It appears that many financial services firms are “overdue” for exams carried out by the U.S. Securities and Exchange Commission (SEC), according a recent survey.
The Cipperman Compliance Services survey revealed that 42 percent of those questioned have not had a routine SEC exam in over three years. That is up from the 37 percent of firms announced in the 2015 C-Suite Survey. This despite the fact the SEC has added staff to do the exams, Cipperman said.
It is also notable that 84 percent of the firms questioned undertook a compliance review in the past year. That is an increase from the 67 percent of firms which undertook compliance reviews in the previous year.
In addition, the survey shows that 92 percent of those questioned did not change compliance programs—despite the increasing presence of whistleblowers—which appears to be an SEC priority.
The survey also showed that 77 percent of those questioned did not change programs despite issues related to personal liability standards.
Todd Cipperman, founding principal of Cipperman Compliance Services, told InsideCounsel that it is not surprising that 42 percent of those questioned did not have an SEC exam in over three years. “It’s not all that surprising,” he said. “The SEC has added more than 100 new examiners, but there are over 12,000 registered investment advisers. We believe the SEC will move forward to require every investment adviser to engage a third party compliance review to supplement SEC examination efforts.”
He additionally points out that “Senior executives all ‘talk the talk’ about compliance. But, many do not ‘walk the walk.’ Various studies (and our own empirical evidence) suggests that financial services firms should spend at least 5% of revenues or 7% of operating costs on compliance. Many firms either don’t know how much they spend or spend far too little.”
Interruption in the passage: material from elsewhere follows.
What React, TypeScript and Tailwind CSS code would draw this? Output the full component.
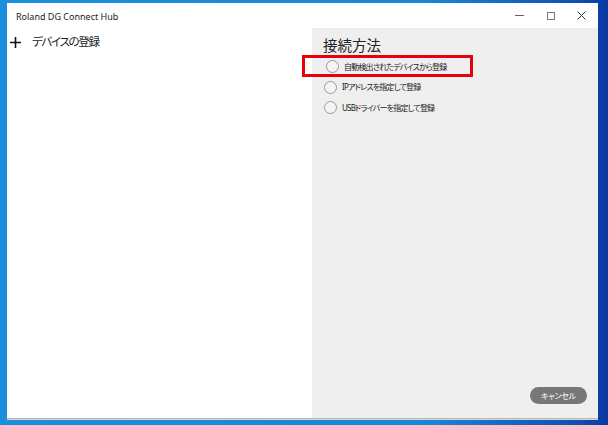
const options = [
  "自動検出されたデバイスから登録",
  "IPアドレスを指定して登録",
  "USBドライバーを指定して登録",
]

function Radio() {
  return <span className="block h-[13px] w-[13px] shrink-0 rounded-full border border-[#9a9a9a] bg-[#f4f4f4]" />
}

export default function App() {
  return (
    <div
      className="relative h-[425px] w-[608px] overflow-hidden bg-[linear-gradient(90deg,#1b8fdc_0%,#1a86d6_70%,#0f4fb4_95%,#0a38a3_100%)] pl-[7px] pt-[3px] [font-feature-settings:'palt']"
      style={{ fontFamily: '"Noto Sans", "Noto Sans CJK JP", sans-serif' }}
    >
      {/* window */}
      <div className="flex h-[415px] w-[591px] flex-col bg-white shadow-[0_1px_0_#b8b8b8,0_2px_0_#d4d4d4]">
        {/* title bar */}
        <div className="flex h-[25px] items-center justify-between">
          <span className="pl-[9px] pt-[3px] text-[9px] text-[#222]">Roland DG Connect Hub</span>
          <div className="flex h-full items-center text-[#444]">
            <div className="flex h-full w-[31px] items-center justify-center">
              <span className="block h-px w-[9px] bg-[#666]" />
            </div>
            <div className="flex h-full w-[31px] items-center justify-center">
              <span className="block h-[8px] w-[8px] border border-[#777]" />
            </div>
            <div className="flex h-full w-[32px] items-center justify-center pr-[2px]">
              <svg width="9" height="9" viewBox="0 0 9 9" stroke="#333" strokeWidth="1">
                <path d="M0.5 0.5 L8.5 8.5 M8.5 0.5 L0.5 8.5" />
              </svg>
            </div>
          </div>
        </div>

        <div className="flex flex-1">
          {/* left pane */}
          <div className="w-[305px]">
            <div className="flex items-center pl-[3px] pt-[6px]">
              <svg width="11" height="11" viewBox="0 0 11 11" stroke="#111" strokeWidth="1.6">
                <path d="M5.5 0 V11 M0 5.5 H11" />
              </svg>
              <span className="pl-[11px] text-[11.5px] leading-[16px] tracking-[-1.3px] text-[#222]">デバイスの登録</span>
            </div>
          </div>

          {/* right pane */}
          <div className="relative flex flex-1 flex-col bg-[#efefef] pl-[11px] pt-[7px]">
            <h2 className="text-[14.5px] leading-[20px] text-[#222]">接続方法</h2>
            <div className="mt-[5px] flex flex-col gap-[7.5px]">
              {options.map((o, i) => (
                <label key={o} className={`flex h-[13px] items-center gap-[5px] ${i === 0 ? "pl-[3px]" : "pl-[1px]"}`}>
                  <Radio />
                  <span className="text-[8px] leading-none tracking-[-0.8px] text-[#222]">{o}</span>
                </label>
              ))}
            </div>

            {/* annotation highlight */}
            <div className="absolute left-[-10px] top-[27px] h-[22px] w-[171px] border-[3px] border-[#e8000b]" />

            <div className="mt-auto flex justify-end pb-[14px] pr-[11px]">
              <button className="flex h-[17px] w-[57px] items-center justify-center rounded-full bg-[#777777] text-[8px] tracking-[-0.3px] text-white">
                キャンセル
              </button>
            </div>
          </div>
        </div>
      </div>
    </div>
  )
}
General counsel should especially note that “Senior executives are beginning to view compliance as a franchise-building reputational enhancer (56%), rather than merely a cost of doing business or a necessary evil,” according to Cipperman.
“In-house lawyers and GCs should capitalize on this perspective, and use the compliance function to help enhance the entire risk management infrastructure,” Cipperman said. “This may help the never-ending budget process.”
He also says that the SEC “is trying to leverage its resources by using whistleblowers to do surveillance. Now, law firms have emerged to represent whistleblowers on a contingency basis. These whistleblower law firms may have the same effect that plaintiffs class action law firms had in the 1980s and 1990s. As whistleblowing becomes more prevalent, firms will have to react by implementing appropriate procedures.”
With these survey results, Cipperman recommends that general counsel and compliance officers should, “Hire dedicated and experienced compliance personnel to implement a best-in-class program. The Advisers Act’s rules are not intuitive or easily learned. Smart lawyers hire people with the right expertise. Compliance is no different.”
It was reported, too, that 56 percent of firms have a standalone chief compliance officer. An additional 35 percent give these duties to another person, such as the general counsel or chief operating officer, according to the survey.
The survey included questions to 165 professionals.